Clearer still is class discerned through Condé’s diverse, multitudinous cast of characters. Dieudonné’s journey from the courthouse starts with a Matthias Serbulon, Esq, the defence lawyer who achieved victory in court by creating a plantation drama out of Dieudonné’s relationship with Loraine. The son of a once notable political activist in the independence movement, Serbulon is more in tune with what materialistic pleasures life can afford (to his communist father’s disappointment) although dissatisfaction tinges both his sea view at his home in the hills and the simplistic well-worn tropes he coruscated for the jurors. Matthias leaves his client with his grandmother, Arbella, who had moved from a “hovel” to a government apartment with a courtyard that, at night, “lit up like a concentration camp or a South African township.” She was not close to her daughter Marine, who died when Dieudonné was 15, nor the grandson. Unable to feel comfortable amongst relatives who had previously kicked him out of their homes, he leaves them at dusk. So we meet the poet Boris, a once homeless divorcé newly established as a political radio commentator partnered with a white Italian journalist in the suburbs, whose character and principles are tested when his newly released friend shows up at the door. Ana is a German-American who settled in Guadeloupe via a love affair with a “Caribbean man” and a newfound interest in the local oral culture which she views as the work of fairies. There are many more—friend, family, stranger—and in every encounter through Dieudonné’s memories, the dead Loraine speaks. The last of a long line of plantation owning Creoles who once “managed most of the country’s land” she was known for her philanthropy and enthusiastic interest in and support for the arts and black male artists. None are presented in isolation as Condé, in her role as artist and cartographer, in a few pages details convincing portraits of individuals within communities, positioned to allow readers to discern how her literary surveys map past and current political realities. She may even be described as prophet as Dawn Fulton, who wrote the afterword, astutely observed how close the novel’s proceedings appear to foresee the 2009 strikes which started in Guadeloupe and spread to much of the French Caribbean.

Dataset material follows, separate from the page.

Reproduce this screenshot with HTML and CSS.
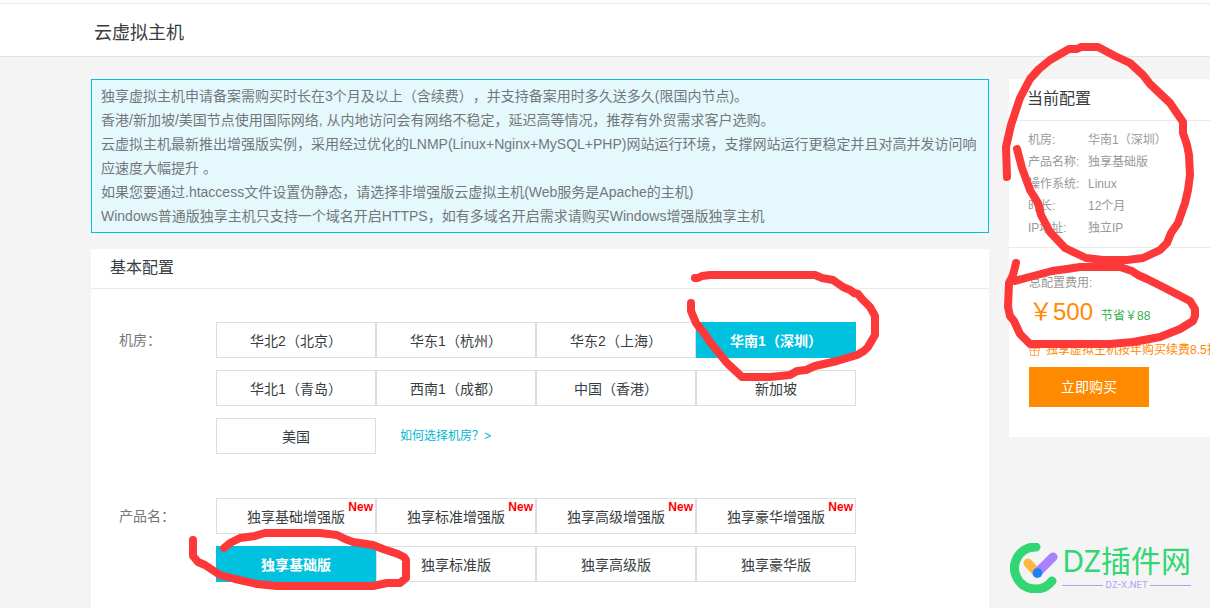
FILE: index.html
```
<!DOCTYPE html>
<html lang="zh-CN">
<head>
<meta charset="utf-8">
<meta name="viewport" content="width=device-width, initial-scale=1">
<title>云虚拟主机</title>
<link rel="stylesheet" href="styles.css">
</head>
<body>
<header class="topbar"><h1>云虚拟主机</h1></header>

<div class="layout">
  <main class="main">
    <section class="notice">
      <p>独享虚拟主机申请备案需购买时长在3个月及以上（含续费），并支持备案用时多久送多久(限国内节点)。</p>
      <p>香港/新加坡/美国节点使用国际网络, 从内地访问会有网络不稳定，延迟高等情况，推荐有外贸需求客户选购。</p>
      <p>云虚拟主机最新推出增强版实例，采用经过优化的LNMP(Linux+Nginx+MySQL+PHP)网站运行环境，支撑网站运行更稳定并且对高并发访问响应速度大幅提升 。</p>
      <p>如果您要通过.htaccess文件设置伪静态，请选择非增强版云虚拟主机(Web服务是Apache的主机)</p>
      <p>Windows普通版独享主机只支持一个域名开启HTTPS，如有多域名开启需求请购买Windows增强版独享主机</p>
    </section>

    <section class="panel">
      <h2 class="panel-title">基本配置</h2>
      <form class="config">
        <div class="field" role="radiogroup" aria-labelledby="room-label">
          <span class="field-label" id="room-label">机房：</span>
          <div class="options">
            <label class="option"><input type="radio" name="room"><span>华北2（北京）</span></label>
            <label class="option"><input type="radio" name="room"><span>华东1（杭州）</span></label>
            <label class="option"><input type="radio" name="room"><span>华东2（上海）</span></label>
            <label class="option"><input type="radio" name="room" checked><span>华南1（深圳）</span></label>
            <label class="option"><input type="radio" name="room"><span>华北1（青岛）</span></label>
            <label class="option"><input type="radio" name="room"><span>西南1（成都）</span></label>
            <label class="option"><input type="radio" name="room"><span>中国（香港）</span></label>
            <label class="option"><input type="radio" name="room"><span>新加坡</span></label>
            <label class="option"><input type="radio" name="room"><span>美国</span></label>
            <a class="help" href="#room-help">如何选择机房？&gt;</a>
          </div>
        </div>
        <div class="field" role="radiogroup" aria-labelledby="product-label">
          <span class="field-label" id="product-label">产品名：</span>
          <div class="options">
            <label class="option"><input type="radio" name="product"><span>独享基础增强版</span><b class="badge">New</b></label>
            <label class="option"><input type="radio" name="product"><span>独享标准增强版</span><b class="badge">New</b></label>
            <label class="option"><input type="radio" name="product"><span>独享高级增强版</span><b class="badge">New</b></label>
            <label class="option"><input type="radio" name="product"><span>独享豪华增强版</span><b class="badge">New</b></label>
            <label class="option"><input type="radio" name="product" checked><span>独享基础版</span></label>
            <label class="option"><input type="radio" name="product"><span>独享标准版</span></label>
            <label class="option"><input type="radio" name="product"><span>独享高级版</span></label>
            <label class="option"><input type="radio" name="product"><span>独享豪华版</span></label>
          </div>
        </div>
      </form>
    </section>
  </main>

  <aside class="summary">
    <h2 class="summary-title">当前配置</h2>
    <dl class="specs">
      <dt>机房:</dt><dd>华南1（深圳）</dd>
      <dt>产品名称:</dt><dd>独享基础版</dd>
      <dt>操作系统:</dt><dd>Linux</dd>
      <dt>时长:</dt><dd>12个月</dd>
      <dt>IP地址:</dt><dd>独立IP</dd>
    </dl>
    <div class="checkout">
      <div class="cost-label">总配置费用:</div>
      <div class="cost"><span class="price">￥500</span><span class="saving">节省￥88</span></div>
      <div class="promo">
        <svg class="gift" width="11" height="11" viewBox="0 0 11 11" aria-hidden="true"><path d="M.5 3.5h10v2H.5zM1.500 5.500v5h8v-5M5.500 3.500v7M5.500 3.500L3 .8M5.500 3.500L8 .8"/></svg>
        <span>独享虚拟主机按年购买续费8.5折</span>
      </div>
      <button class="buy" type="button">立即购买</button>
    </div>
  </aside>
</div>

<svg class="marks" width="1210" height="608" viewBox="0 0 1210 608" aria-hidden="true">
  <path d="M1007 177L1006 147 1011 125 1015 113 1020 98 1030 79 1039 69 1050 60 1069 49 1077 49 1081 47H1098L1115 56 1130 63 1143 75 1150 84 1170 103 1183 122V133L1187 145 1189 155 1190 175 1188 190 1185 203 1178 223 1171 233 1167 243 1160 250 1143 258 1127 260H1103L1086 258 1065 248 1050 232 1041 215 1038 203 1030 190 1022 168 1017 149"/>
  <path d="M1016 263L1013 275 1009 283 1008 307 1010 316 1014 321 1020 334 1030 344H1110L1133 342 1160 337 1180 329 1193 321 1195 316V309L1190 301 1163 287 1147 279 1138 275 1132 271 1120 267H1080L1067 269 1052 271 1037 275 1015 281"/>
  <path d="M695 278L698 278 702 276 710 275H815L822 278 833 280 843 287 850 290 854 293 858 294 862 299 870 307 875 316V335L868 347 864 351 857 355 837 361 815 366 806 370 797 371 790 375 770 377H742L727 363 710 342 704 333 696 323 691 311V303"/>
  <path d="M193 540V556L198 562 205 565 220 575 235 579 257 584 277 586H373L387 583 400 583 406 578V560L404 557 398 554 383 549 373 545 353 542 345 539 337 535 320 533H265L255 536 240 538 230 543 224 548"/>
</svg>

<div class="brand">
  <svg class="brand-icon" width="48" height="50" viewBox="0 0 48 50" aria-hidden="true">
    <path d="M26 4A21 21 0 1 0 42 38" stroke="#32d673"/>
    <path d="M18 20L27 30" stroke="#ffb83f"/>
    <path d="M27 30L43 14" stroke="#a881ff"/>
    <circle cx="27.500" cy="30" r="4.800" fill="#1683fb"/>
  </svg>
  <div class="brand-text">
    <div class="brand-name">DZ插件网</div>
    <div class="brand-url">DZ-X.NET</div>
  </div>
</div>
</body>
</html>
```
FILE: styles.css
```
* {
  box-sizing: border-box;
}

body {
  margin: 0;
  min-height: 100vh;
  display: flex;
  flex-direction: column;
  position: relative;
  overflow-x: hidden;
  background: #f4f4f4;
  color: #373d41;
  font: 14px/24px "Liberation Sans", "Noto Sans CJK SC", sans-serif;
  text-spacing-trim: space-all;
}

h1, h2, p, dl, dd {
  margin: 0;
  font-weight: 400;
}

.topbar {
  margin-top: 3px;
  padding: 17px 94px 11px;
  background: #fff;
  border-top: 1px solid #e8e8e8;
  border-bottom: 1px solid #e2e2e2;
  box-shadow: 0 -3px #fff;
}

.topbar h1 {
  font-size: 18px;
  line-height: 24px;
}

.layout {
  flex: 1;
  display: grid;
  grid-template-columns: minmax(0, 1fr) 201px;
  gap: 20px;
  padding: 22px 0 0 91px;
}

.main {
  display: flex;
  flex-direction: column;
  gap: 16px;
}

.notice {
  padding: 4px 9px;
  border: 1px solid #00c1de;
  background: #e5f9fd;
  color: #73777a;
}

.panel {
  flex: 1;
  background: #fff;
}

.panel-title {
  padding: 7px 19px 8px;
  border-bottom: 1px solid #ebebeb;
  font-size: 16px;
}

.config {
  display: flex;
  flex-direction: column;
  gap: 44px;
  padding: 33px 28px 24px;
}

.field {
  display: grid;
  grid-template-columns: 97px minmax(0, 640px);
}

.field-label {
  line-height: 36px;
  color: #73777a;
}

.options {
  display: grid;
  grid-template-columns: repeat(4, 1fr);
  row-gap: 12px;
}

.option {
  position: relative;
  height: 36px;
  border: 1px solid #ddd;
  line-height: 36px;
  text-align: center;
  cursor: pointer;
}

.option input {
  position: absolute;
  inset: 0;
  margin: 0;
  appearance: none;
  cursor: pointer;
}

.option:has(input:checked) {
  border-color: #00c1de;
  background: #00c1de;
  color: #fff;
  font-weight: 700;
}

.badge {
  position: absolute;
  top: 2px;
  right: 2px;
  color: #f00;
  font-size: 12px;
  line-height: 12px;
}

.help {
  padding-left: 24px;
  color: #00b7d3;
  font-size: 12px;
  line-height: 36px;
  text-decoration: none;
}

.summary {
  align-self: start;
  overflow: hidden;
  background: #fff;
  color: #999;
  font-size: 12px;
  line-height: 22px;
  white-space: nowrap;
}

.summary-title {
  padding: 8px 18px 9px;
  border-bottom: 1px solid #ebebeb;
  color: #373d41;
  font-size: 16px;
  line-height: 24px;
}

.specs {
  display: grid;
  grid-template-columns: 60px 1fr;
  padding: 8px 19px;
  border-bottom: 1px solid #ebebeb;
}

.checkout {
  padding: 24px 0 30px 20px;
}

.cost {
  display: flex;
  align-items: baseline;
  gap: 8px;
  line-height: 36px;
}

.price {
  color: #ff8a00;
  font-size: 24px;
}

.saving {
  color: #35b34a;
}

.promo {
  display: flex;
  align-items: center;
  gap: 6px;
  padding: 5px 0 6px;
  color: #ff8a00;
}

.gift {
  flex: none;
  fill: none;
  stroke: #ffab70;
}

.buy {
  width: 120px;
  height: 40px;
  padding: 0;
  border: 0;
  background: #ff8a00;
  color: #fff;
  font: inherit;
  font-size: 14px;
  cursor: pointer;
}

.marks {
  position: absolute;
  top: 0;
  left: 0;
  fill: none;
  stroke: #fd3838;
  stroke-width: 8;
  stroke-linecap: round;
  stroke-linejoin: round;
  pointer-events: none;
}

.brand {
  position: absolute;
  right: 19px;
  bottom: 15px;
  display: flex;
  gap: 4px;
}

.brand-icon {
  fill: none;
  stroke-width: 9;
  stroke-linecap: round;
}

.brand-icon circle {
  stroke: none;
}

.brand-name {
  color: #32d673;
  font: 400 30px/36px "Noto Sans", "Noto Sans CJK SC", sans-serif;
}

.brand-url {
  display: flex;
  align-items: center;
  gap: 2px;
  color: #b39df5;
  font: 9px/12px Inter, sans-serif;
}

.brand-url::before,
.brand-url::after {
  content: "";
  flex: 1;
  height: 1px;
  background: #b39df5;
}
```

What is the reader to make of it all? Condé is critical of characters whose go-to explanation for Guadeloupe’s current difficulties is slavery. Yet those that offer alternative takes have simply exchanged them for new tropes and stereotypes. Loraine mocks those who cannot fathom real love existing in a black and white interracial relationship while much of the relationship dynamic with Dieudonné is reminiscent of a master-servant relationship in Windward Heights. National independence may seem like the right answer except that those who preach it no longer seem to believe in nor know how to make it resonate with the average citizen. Condé weaves in themes of race, gender, class, disabilities, and shifting global realities to reorient the reader to this magnetic literary pole at which Guadeloupe is the centre. There has never been a better time to read The Belle Créole—this novel will not make you search for a travel website but a history book about this fascinatingly complex archipelago. For this reader, Maryse Condé succeeded at giving voice to Guadeloupe.